Located near the municipality of Derrubadas in the state of Rio Grande do Sul, the falls should be on your itinerary if you’re anywhere in the area.
The water flow can be treacherous during the rainy season, so be careful.
13. Pe da Serra Waterfall
At nearly 500 kilometers from the country’s capital, Brasilia, Pe da Serra Waterfall might as well be in a different world.
Located near the town of Ubatuba, the falls are modest but beautiful. They’re conveniently nearby plenty of hotels and restaurants that’ll be pleasant stops after a day of fighting through the forest.

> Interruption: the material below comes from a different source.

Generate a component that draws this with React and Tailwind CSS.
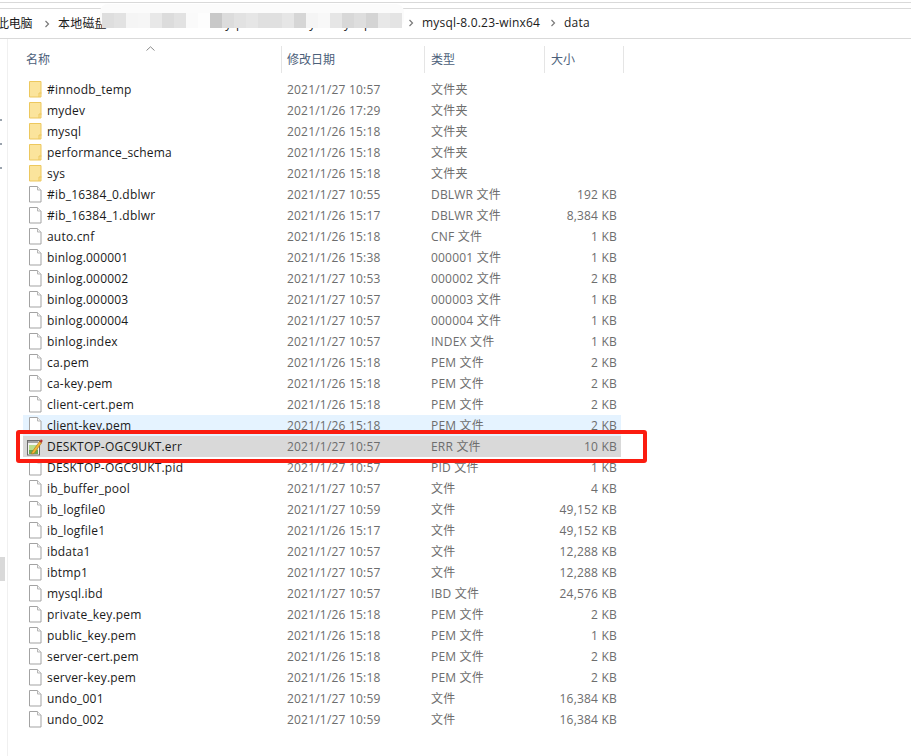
const rows = [
  ["#innodb_temp", "2021/1/27 10:57", "文件夹", "", "folder"],
  ["mydev", "2021/1/26 17:29", "文件夹", "", "folder"],
  ["mysql", "2021/1/26 15:18", "文件夹", "", "folder"],
  ["performance_schema", "2021/1/26 15:18", "文件夹", "", "folder"],
  ["sys", "2021/1/26 15:18", "文件夹", "", "folder"],
  ["#ib_16384_0.dblwr", "2021/1/27 10:55", "DBLWR 文件", "192 KB"],
  ["#ib_16384_1.dblwr", "2021/1/26 15:17", "DBLWR 文件", "8,384 KB"],
  ["auto.cnf", "2021/1/26 15:18", "CNF 文件", "1 KB"],
  ["binlog.000001", "2021/1/26 15:38", "000001 文件", "1 KB"],
  ["binlog.000002", "2021/1/27 10:53", "000002 文件", "2 KB"],
  ["binlog.000003", "2021/1/27 10:57", "000003 文件", "1 KB"],
  ["binlog.000004", "2021/1/27 10:57", "000004 文件", "1 KB"],
  ["binlog.index", "2021/1/27 10:57", "INDEX 文件", "1 KB"],
  ["ca.pem", "2021/1/26 15:18", "PEM 文件", "2 KB"],
  ["ca-key.pem", "2021/1/26 15:18", "PEM 文件", "2 KB"],
  ["client-cert.pem", "2021/1/26 15:18", "PEM 文件", "2 KB"],
  ["client-key.pem", "2021/1/26 15:18", "PEM 文件", "2 KB", "file", "hover"],
  ["DESKTOP-OGC9UKT.err", "2021/1/27 10:57", "ERR 文件", "10 KB", "err", "selected"],
  ["DESKTOP-OGC9UKT.pid", "2021/1/27 10:57", "PID 文件", "1 KB"],
  ["ib_buffer_pool", "2021/1/27 10:57", "文件", "4 KB"],
  ["ib_logfile0", "2021/1/27 10:59", "文件", "49,152 KB"],
  ["ib_logfile1", "2021/1/26 15:17", "文件", "49,152 KB"],
  ["ibdata1", "2021/1/27 10:57", "文件", "12,288 KB"],
  ["ibtmp1", "2021/1/27 10:57", "文件", "12,288 KB"],
  ["mysql.ibd", "2021/1/27 10:57", "IBD 文件", "24,576 KB"],
  ["private_key.pem", "2021/1/26 15:18", "PEM 文件", "2 KB"],
  ["public_key.pem", "2021/1/26 15:18", "PEM 文件", "1 KB"],
  ["server-cert.pem", "2021/1/26 15:18", "PEM 文件", "2 KB"],
  ["server-key.pem", "2021/1/26 15:18", "PEM 文件", "2 KB"],
  ["undo_001", "2021/1/27 10:59", "文件", "16,384 KB"],
  ["undo_002", "2021/1/27 10:59", "文件", "16,384 KB"],
];

const blur = [
  "bg-[#dedede]", "bg-[#e2e2e2]", "bg-[#f5f5f5]", "bg-[#f6f6f6]", "bg-[#e8e8e8]", "bg-[#dcdcdc]", "bg-[#e2e2e2]",
  "bg-[#fafafa]", "bg-[#fdfdfd]", "bg-[#c8c8c8]", "bg-[#dcdcdc]", "bg-[#e2e2e2]", "bg-[#e6e6e6]", "bg-[#e0e0e0]",
  "bg-[#e0e0e0]", "bg-[#e6e6e6]", "bg-[#d6d6d6]", "bg-[#f5f5f5]", "bg-[#f8f8f8]", "bg-[#e6e6e6]", "bg-[#d8d8d8]",
  "bg-[#dedede]", "bg-[#d4d4d4]", "bg-[#e8e8e8]", "bg-[#e4e4e4]",
];

const Chevron = () => (
  <svg width="6" height="8" viewBox="0 0 6 8" className="shrink-0" fill="none" stroke="#7a7a7a" strokeWidth="1.2">
    <path d="M1.500 1 L4.500 4 L1.500 7" />
  </svg>
);

const FolderIcon = () => (
  <svg width="13" height="17" viewBox="0 0 13 17" className="shrink-0">
    <path d="M.5.500h11.500v15.500H.500z" fill="#fbe49c" stroke="#edc85e" />
    <path d="M10 16v-4h2.500" fill="none" stroke="#edc85e" />
  </svg>
);

const FileIcon = () => (
  <svg width="13" height="17" viewBox="0 0 13 17" className="shrink-0">
    <path d="M.5.500h8l3.500 3.500v12H.500z" fill="#fff" stroke="#a3a3a3" />
    <path d="M8.500.500v3.500h3.500" fill="#f4f4f4" stroke="#b5b5b5" />
  </svg>
);

const ErrIcon = () => (
  <svg width="16" height="18" viewBox="0 0 16 18" className="shrink-0 -ml-[2px] -mr-[1px]">
    <rect x="0.500" y="2.500" width="12" height="14.500" fill="#f4f4f4" stroke="#6b6b6b" />
    <path d="M1 3h11v2H1z" fill="#d8d8d8" />
    <path d="M2 3v2M4 3v2M6 3v2M8 3v2M10 3v2" stroke="#555" strokeWidth="0.800" />
    <path d="M2 7h9v9H2z" fill="#b9dc8d" />
    <path d="M2 12h9v4H2z" fill="#6aa84f" />
    <path d="M5 14 L12.500 3.500 L14.500 5 L7 15.500 L4.500 16z" fill="#f2b632" stroke="#a9701a" strokeWidth="0.600" />
    <path d="M12.500 3.500 L14 1.300 L15.800 2.800 L14.500 5z" fill="#b8322a" />
  </svg>
);

const icons = { folder: FolderIcon, file: FileIcon, err: ErrIcon };

export default function App() {
  return (
    <div className="relative w-[911px] h-[756px] overflow-hidden bg-white text-[12px] tracking-[0.2px] font-['Open_Sans','Noto_Sans_CJK_SC',sans-serif]">
      <div className="h-px mt-[2px] bg-[#d9d9d9]" />
      <div className="relative h-[30px] mt-[5px] border-t border-[#d9d9d9] flex items-center text-[#1b1b1b]">
        <span className="-ml-[3px] w-[47px] shrink-0 -tracking-[0.2px]">此电脑</span>
        <Chevron />
        <span className="ml-[8px]">本地磁盘</span>
        <span className="absolute left-[214px] top-[6px] text-[#222222]">my</span>
        <span className="absolute left-[236px] top-[6px] text-[#222222]">p</span>
        <span className="absolute left-[298px] top-[6px] text-[#222222]">my</span>
        <span className="absolute left-[344px] top-[6px] text-[#222222]">y</span>
        <span className="absolute left-[364px] top-[6px] text-[#222222]">p</span>
        <span className="absolute left-[408px] top-[10px]"><Chevron /></span>
        <span className="absolute left-[422px] top-[5px]">mysql-8.0.23-winx64</span>
        <span className="absolute left-[550px] top-[10px]"><Chevron /></span>
        <span className="absolute left-[564px] top-[5px]">data</span>
        <div className="absolute left-[100px] -top-[5px] w-[304px] h-[24px] rounded-[8px] bg-[#fbfbfb] flex items-end pl-[2px]">
          {blur.map((c, i) => (
            <div key={i} className={`h-[15px] w-[12px] ${c}`} />
          ))}
        </div>
      </div>
      <div className="h-px bg-[#d9d9d9]" />

      <div className="relative flex">
        <div className="w-[8px] shrink-0 border-r border-[#f0f0f0] h-[717px] flex flex-col items-start">
          <div className="mt-[80px] w-[2px] h-[2px] bg-[#9aa3ad]" />
          <div className="mt-[22px] w-[2px] h-[2px] bg-[#9aa3ad]" />
          <div className="mt-[22px] w-[2px] h-[2px] bg-[#9aa3ad]" />
          <div className="mt-[388px] w-[5px] h-[24px] bg-[#d9d9d9]" />
        </div>

        <div className="w-[598px] ml-[15px] shrink-0">
          <div className="relative h-[40px] grid grid-cols-[258px_143px_120px_80px]">
            <svg width="9" height="5" viewBox="0 0 9 5" className="absolute left-[123px] top-[7px]" fill="none" stroke="#8a8a8a">
              <path d="M.5 4.500 L4.500 .800 L8.500 4.500" />
            </svg>
            {[
              ["名称", "pl-[3px]"],
              ["修改日期", "pl-[5px]"],
              ["类型", "pl-[6px]"],
              ["大小", "pl-[6px]"],
            ].map(([t, c], i) => (
              <div key={t} className={`${c} h-[27px] mt-[7px] flex items-center text-[#4c607a] tracking-normal ${i > 0 ? "border-l border-[#e5e5e5]" : ""} ${i === 3 ? "border-r" : ""}`}>
                {t}
              </div>
            ))}
          </div>

          <div className="flex flex-col">
            {rows.map(([name, date, type, size, kind = "file", state]) => {
              const Icon = icons[kind];
              const bg = state === "selected" ? "bg-[#d9d9d9]" : state === "hover" ? "bg-[#e5f3ff]" : "";
              return (
                <div key={name} className={`h-[21px] grid grid-cols-[264px_144px_1fr] items-center ${bg}`}>
                  <div className="flex items-center gap-[5px] pl-[6px] text-[#1a1a1a]">
                    <Icon />
                    <span className="whitespace-nowrap">{name}</span>
                  </div>
                  <div className="text-[#6d6d6d] whitespace-nowrap">{date}</div>
                  <div className="flex justify-between pr-[4px] text-[#6d6d6d] whitespace-nowrap">
                    <span>{type}</span>
                    <span>{size}</span>
                  </div>
                </div>
              );
            })}
          </div>
        </div>
      </div>

      <div className="absolute left-[16px] top-[430px] w-[631px] h-[33px] border-[4px] border-[#fb1c10] rounded-[3px]" />
    </div>
  );
}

There are plenty of other natural and historic attractions in the area, including the Mirante Do Cristo statue of Christ opening his arms from a peak in the Serra da Mantiqueira Mountains; a sight that has become an internationally recognized icon of the country of Brazil.
14. Veu da Noiva Waterfall
At nearly 250 tall, the Veu da Noiva Waterfall in the state of Mato Grosso shouldn’t be missed if you’re in the area. Located inside a national park chock full of natural beauty, the falls have carved their way through the surrounding rock over countless eons, forming a large lake which is a great place to take a dip.
The falls and pond are on the Coxipo River and there are trails leading from the park office to various viewing and access areas. If you’d rather not get your feet dirty, there is a viewing area not too far from the parking lot.
15. Boca da Onça Waterfall
Located near the town of Bonito in Mato Grosso, the nearly 500 feet tall Boca da Onca Waterfall is among the highest in the area. In English, the name means ‘Jaguar’s Mouth,’ but don’t worry, most visitors aren’t attacked by bloodthirsty jungle cats.
It’s best to book a tour in town, then you’ll be able to visit more than one of the area’s 10 waterfalls.
There are trails of varying difficulty to all of the falls, and though they’re all beautiful, only a few are suitable for swimming.
The area is known for its wildlife, rugged beauty and the native villages sprinkled through the forest, some of which are visited on many tours.